Rabbin Samson Raphael Hirsch, un des plus grands dirigeants rabbiniques du XIXe siècle, a même vu la rupture entre l’Église et la Synagogue comme un élément nécessaire de ce plan divin pour faciliter la tâche universelle du christianisme.
Certains sont allés un peu plus loin à cet égard en comprenant le concept de complémentarité dans les rôles parallèles, d’une part de l’accent juif sur l’alliance communautaire avec Dieu et d’autre part de l’accent chrétien sur la relation individuelle avec Dieu, comme pouvant servir à s’équilibrer mutuellement. En effet, il y a ceux qui ont suggéré que l’autonomie communautaire, affirmée par le judaïsme, peut servir de manière plus appropriée comme modèle de société moderne et multiculturelle, alors que le christianisme peut offrir une meilleure réponse à l’aliénation individuelle dans le monde contemporain.
Une autre suggestion de certains théologiens à propos de cette complémentarité se rapporte à la relation entre le rappel juif, selon lequel le Royaume des Cieux n’est pas encore totalement arrivé, et la conscience chrétienne que le Royaume, à certains égards, est déjà enraciné dans l’ici et maintenant.

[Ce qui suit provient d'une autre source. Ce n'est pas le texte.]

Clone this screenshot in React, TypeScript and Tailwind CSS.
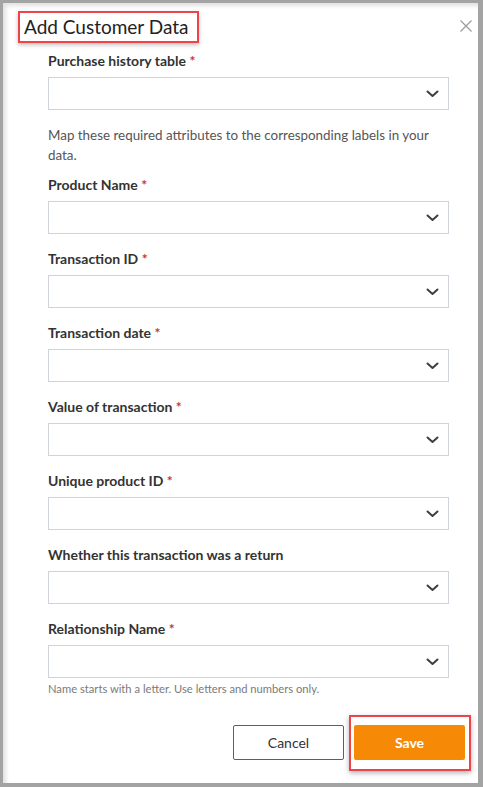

Cependant, le fait même que nous pouvons parler de complémentarité est en soi une puissante démonstration de toute la distance parcourue sur ce chemin remarquable de transformation et de réconciliation entre catholiques et juifs au cours du dernier demi-siècle. Cela a été en grande partie grâce au travail quotidien et à la direction de la Commission pontificale pour les relations religieuses avec le peuple juif, et le document publié aujourd’hui est un jalon important de plus sur ce chemin vraiment merveilleux pour lequel nous devons tous rendre grâce à l’unique Créateur et Guide du ciel et de la terre.